● **Written problem**
Omit all images, then return the remaining material exactly as it stands.

^^^^

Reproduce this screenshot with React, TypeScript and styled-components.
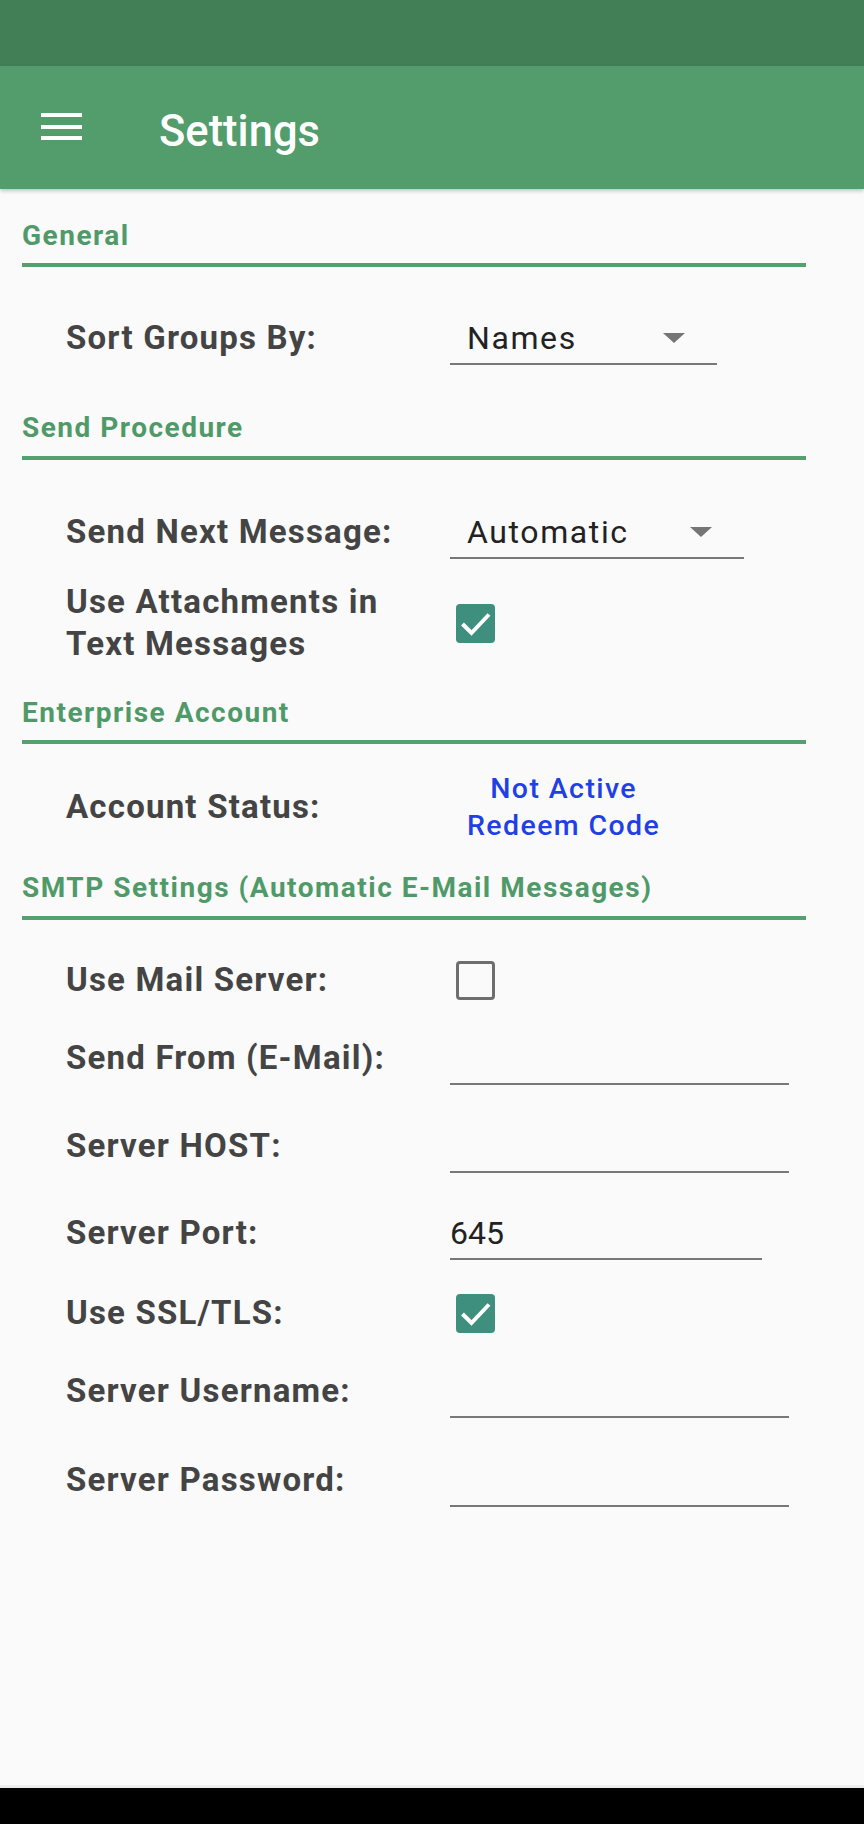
import styled, { createGlobalStyle } from 'styled-components'

const GlobalStyle = createGlobalStyle`
  html, body {
    margin: 0;
    padding: 0;
    background: #fafafa;
  }

  body {
    font-family: Roboto, 'Noto Sans', 'Liberation Sans', sans-serif;
  }
`

const Screen = styled.div`
  display: flex;
  flex-direction: column;
  width: 864px;
  height: 1824px;
  background: #fafafa;
  overflow: hidden;
`

const StatusBar = styled.div`
  height: 66px;
  background: #427f56;
  flex-shrink: 0;
`

const AppBar = styled.header`
  display: flex;
  align-items: flex-start;
  height: 123px;
  padding-left: 41px;
  background: #539c6b;
  box-shadow: 0 2px 4px rgba(0, 0, 0, 0.22);
  flex-shrink: 0;
  position: relative;
  z-index: 1;

  h1 {
    margin: 39px 0 0 77px;
    font-size: 43.5px;
    line-height: 54px;
    font-weight: 500;
    color: #ffffff;
  }
`

const MenuButton = styled.div`
  display: flex;
  flex-direction: column;
  gap: 7.5px;
  width: 41px;
  margin-top: 47px;

  span {
    display: block;
    height: 4px;
    background: #ffffff;
  }
`

const Content = styled.main`
  flex: 1;
`

const SectionTitle = styled.h2<{ $top: number }>`
  margin: ${(p) => p.$top}px 0 0;
  padding-left: 22px;
  font-size: 28px;
  line-height: 32px;
  font-weight: 700;
  letter-spacing: 1.5px;
  color: #4f9a68;
`

const SectionRule = styled.div<{ $top?: number }>`
  height: 4px;
  margin: ${(p) => p.$top ?? 12}px 58px 0 22px;
  background: #55a06f;
`

const Row = styled.div<{ $top: number; $center?: boolean }>`
  display: flex;
  align-items: ${(p) => (p.$center ? 'center' : 'flex-start')};
  margin-top: ${(p) => p.$top}px;
  padding-left: 66px;
`

const Label = styled.div`
  width: 384px;
  flex-shrink: 0;
  font-size: 33px;
  line-height: 40px;
  font-weight: 700;
  letter-spacing: 1.2px;
  color: #444444;
`

const TwoLineLabel = styled(Label)`
  line-height: 42px;
`

const Dropdown = styled.div<{ $width: number }>`
  display: flex;
  align-items: flex-start;
  justify-content: space-between;
  width: ${(p) => p.$width}px;
  padding: 0 32px 5px 17px;
  box-sizing: border-box;
  border-bottom: 2px solid #787878;
  font-size: 32px;
  line-height: 40px;
  letter-spacing: 1.6px;
  color: #222222;
`

const Caret = styled.span`
  width: 0;
  height: 0;
  margin-top: 15px;
  border-left: 11px solid transparent;
  border-right: 11px solid transparent;
  border-top: 10px solid #757575;
`

const TextField = styled.div<{ $width: number }>`
  width: ${(p) => p.$width}px;
  height: 40px;
  padding-bottom: 5px;
  border-bottom: 2px solid #787878;
  font-size: 32px;
  line-height: 40px;
  color: #222222;
`

const CheckBox = styled.div<{ $checked?: boolean }>`
  display: flex;
  align-items: center;
  justify-content: center;
  width: 39px;
  height: 39px;
  margin-left: 6px;
  box-sizing: border-box;
  border-radius: 4px;
  background: ${(p) => (p.$checked ? '#3f8f7f' : 'transparent')};
  border: ${(p) => (p.$checked ? 'none' : '3.5px solid #6e6e6e')};
`

const StatusLinks = styled.div`
  padding-left: 17px;
  text-align: center;
  font-size: 28.5px;
  line-height: 37px;
  font-weight: 500;
  letter-spacing: 1.4px;
  color: #1f40e6;
`

const NavBar = styled.div`
  height: 36px;
  background: #000000;
  border-top: 3px solid #ececec;
  flex-shrink: 0;
`

const Check = ({ checked }: { checked?: boolean }) => (
  <CheckBox $checked={checked}>
    {checked && (
      <svg width='39' height='39' viewBox='0 0 39 39'>
        <polyline
          points='6.5,20 15.5,29 33,10.5'
          fill='none'
          stroke='#ffffff'
          strokeWidth='4'
        />
      </svg>
    )}
  </CheckBox>
)

const App = () => {
  return (
    <Screen>
      <GlobalStyle />
      <StatusBar />
      <AppBar>
        <MenuButton>
          <span />
          <span />
          <span />
        </MenuButton>
        <h1>Settings</h1>
      </AppBar>

      <Content>
        <SectionTitle $top={31}>General</SectionTitle>
        <SectionRule $top={11} />
        <Row $top={51}>
          <Label>Sort Groups By:</Label>
          <Dropdown $width={267}>
            Names
            <Caret />
          </Dropdown>
        </Row>

        <SectionTitle $top={47}>Send Procedure</SectionTitle>
        <SectionRule />
        <Row $top={52}>
          <Label>Send Next Message:</Label>
          <Dropdown $width={294}>
            Automatic
            <Caret />
          </Dropdown>
        </Row>
        <Row $top={22} $center>
          <TwoLineLabel>
            Use Attachments in
            <br />
            Text Messages
          </TwoLineLabel>
          <Check checked />
        </Row>

        <SectionTitle $top={32}>Enterprise Account</SectionTitle>
        <SectionRule $top={11} />
        <Row $top={26} $center>
          <Label>Account Status:</Label>
          <StatusLinks>
            Not Active
            <br />
            Redeem Code
          </StatusLinks>
        </Row>

        <SectionTitle $top={28}>SMTP Settings (Automatic E-Mail Messages)</SectionTitle>
        <SectionRule />
        <Row $top={40} $center>
          <Label>Use Mail Server:</Label>
          <Check />
        </Row>
        <Row $top={38}>
          <Label>Send From (E-Mail):</Label>
          <TextField $width={339} />
        </Row>
        <Row $top={41}>
          <Label>Server HOST:</Label>
          <TextField $width={339} />
        </Row>
        <Row $top={40}>
          <Label>Server Port:</Label>
          <TextField $width={312}>645</TextField>
        </Row>
        <Row $top={33} $center>
          <Label>Use SSL/TLS:</Label>
          <Check checked />
        </Row>
        <Row $top={38}>
          <Label>Server Username:</Label>
          <TextField $width={339} />
        </Row>
        <Row $top={42}>
          <Label>Server Password:</Label>
          <TextField $width={339} />
        </Row>
      </Content>

      <NavBar />
    </Screen>
  )
}

export default App
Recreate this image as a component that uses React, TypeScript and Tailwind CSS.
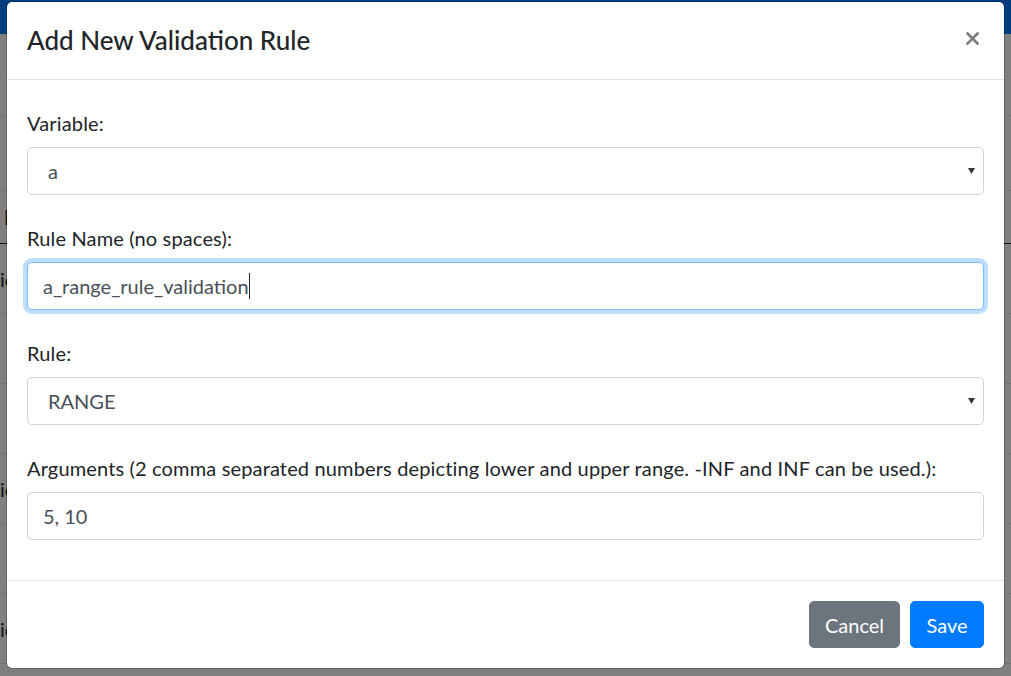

^^^^

● **The output**
Reproduce this screenshot with React, TypeScript and styled-components.
import styled, { createGlobalStyle } from 'styled-components'

const GlobalStyle = createGlobalStyle`
  html, body {
    margin: 0;
    padding: 0;
    background: #fafafa;
  }

  body {
    font-family: Roboto, 'Noto Sans', 'Liberation Sans', sans-serif;
  }
`

const Screen = styled.div`
  display: flex;
  flex-direction: column;
  width: 864px;
  height: 1824px;
  background: #fafafa;
  overflow: hidden;
`

const StatusBar = styled.div`
  height: 66px;
  background: #427f56;
  flex-shrink: 0;
`

const AppBar = styled.header`
  display: flex;
  align-items: flex-start;
  height: 123px;
  padding-left: 41px;
  background: #539c6b;
  box-shadow: 0 2px 4px rgba(0, 0, 0, 0.22);
  flex-shrink: 0;
  position: relative;
  z-index: 1;

  h1 {
    margin: 39px 0 0 77px;
    font-size: 43.5px;
    line-height: 54px;
    font-weight: 500;
    color: #ffffff;
  }
`

const MenuButton = styled.div`
  display: flex;
  flex-direction: column;
  gap: 7.5px;
  width: 41px;
  margin-top: 47px;

  span {
    display: block;
    height: 4px;
    background: #ffffff;
  }
`

const Content = styled.main`
  flex: 1;
`

const SectionTitle = styled.h2<{ $top: number }>`
  margin: ${(p) => p.$top}px 0 0;
  padding-left: 22px;
  font-size: 28px;
  line-height: 32px;
  font-weight: 700;
  letter-spacing: 1.5px;
  color: #4f9a68;
`

const SectionRule = styled.div<{ $top?: number }>`
  height: 4px;
  margin: ${(p) => p.$top ?? 12}px 58px 0 22px;
  background: #55a06f;
`

const Row = styled.div<{ $top: number; $center?: boolean }>`
  display: flex;
  align-items: ${(p) => (p.$center ? 'center' : 'flex-start')};
  margin-top: ${(p) => p.$top}px;
  padding-left: 66px;
`

const Label = styled.div`
  width: 384px;
  flex-shrink: 0;
  font-size: 33px;
  line-height: 40px;
  font-weight: 700;
  letter-spacing: 1.2px;
  color: #444444;
`

const TwoLineLabel = styled(Label)`
  line-height: 42px;
`

const Dropdown = styled.div<{ $width: number }>`
  display: flex;
  align-items: flex-start;
  justify-content: space-between;
  width: ${(p) => p.$width}px;
  padding: 0 32px 5px 17px;
  box-sizing: border-box;
  border-bottom: 2px solid #787878;
  font-size: 32px;
  line-height: 40px;
  letter-spacing: 1.6px;
  color: #222222;
`

const Caret = styled.span`
  width: 0;
  height: 0;
  margin-top: 15px;
  border-left: 11px solid transparent;
  border-right: 11px solid transparent;
  border-top: 10px solid #757575;
`

const TextField = styled.div<{ $width: number }>`
  width: ${(p) => p.$width}px;
  height: 40px;
  padding-bottom: 5px;
  border-bottom: 2px solid #787878;
  font-size: 32px;
  line-height: 40px;
  color: #222222;
`

const CheckBox = styled.div<{ $checked?: boolean }>`
  display: flex;
  align-items: center;
  justify-content: center;
  width: 39px;
  height: 39px;
  margin-left: 6px;
  box-sizing: border-box;
  border-radius: 4px;
  background: ${(p) => (p.$checked ? '#3f8f7f' : 'transparent')};
  border: ${(p) => (p.$checked ? 'none' : '3.5px solid #6e6e6e')};
`

const StatusLinks = styled.div`
  padding-left: 17px;
  text-align: center;
  font-size: 28.5px;
  line-height: 37px;
  font-weight: 500;
  letter-spacing: 1.4px;
  color: #1f40e6;
`

const NavBar = styled.div`
  height: 36px;
  background: #000000;
  border-top: 3px solid #ececec;
  flex-shrink: 0;
`

const Check = ({ checked }: { checked?: boolean }) => (
  <CheckBox $checked={checked}>
    {checked && (
      <svg width='39' height='39' viewBox='0 0 39 39'>
        <polyline
          points='6.5,20 15.5,29 33,10.5'
          fill='none'
          stroke='#ffffff'
          strokeWidth='4'
        />
      </svg>
    )}
  </CheckBox>
)

const App = () => {
  return (
    <Screen>
      <GlobalStyle />
      <StatusBar />
      <AppBar>
        <MenuButton>
          <span />
          <span />
          <span />
        </MenuButton>
        <h1>Settings</h1>
      </AppBar>

      <Content>
        <SectionTitle $top={31}>General</SectionTitle>
        <SectionRule $top={11} />
        <Row $top={51}>
          <Label>Sort Groups By:</Label>
          <Dropdown $width={267}>
            Names
            <Caret />
          </Dropdown>
        </Row>

        <SectionTitle $top={47}>Send Procedure</SectionTitle>
        <SectionRule />
        <Row $top={52}>
          <Label>Send Next Message:</Label>
          <Dropdown $width={294}>
            Automatic
            <Caret />
          </Dropdown>
        </Row>
        <Row $top={22} $center>
          <TwoLineLabel>
            Use Attachments in
            <br />
            Text Messages
          </TwoLineLabel>
          <Check checked />
        </Row>

        <SectionTitle $top={32}>Enterprise Account</SectionTitle>
        <SectionRule $top={11} />
        <Row $top={26} $center>
          <Label>Account Status:</Label>
          <StatusLinks>
            Not Active
            <br />
            Redeem Code
          </StatusLinks>
        </Row>

        <SectionTitle $top={28}>SMTP Settings (Automatic E-Mail Messages)</SectionTitle>
        <SectionRule />
        <Row $top={40} $center>
          <Label>Use Mail Server:</Label>
          <Check />
        </Row>
        <Row $top={38}>
          <Label>Send From (E-Mail):</Label>
          <TextField $width={339} />
        </Row>
        <Row $top={41}>
          <Label>Server HOST:</Label>
          <TextField $width={339} />
        </Row>
        <Row $top={40}>
          <Label>Server Port:</Label>
          <TextField $width={312}>645</TextField>
        </Row>
        <Row $top={33} $center>
          <Label>Use SSL/TLS:</Label>
          <Check checked />
        </Row>
        <Row $top={38}>
          <Label>Server Username:</Label>
          <TextField $width={339} />
        </Row>
        <Row $top={42}>
          <Label>Server Password:</Label>
          <TextField $width={339} />
        </Row>
      </Content>

      <NavBar />
    </Screen>
  )
}

export default App
Recreate this image as a component that uses React, TypeScript and Tailwind CSS.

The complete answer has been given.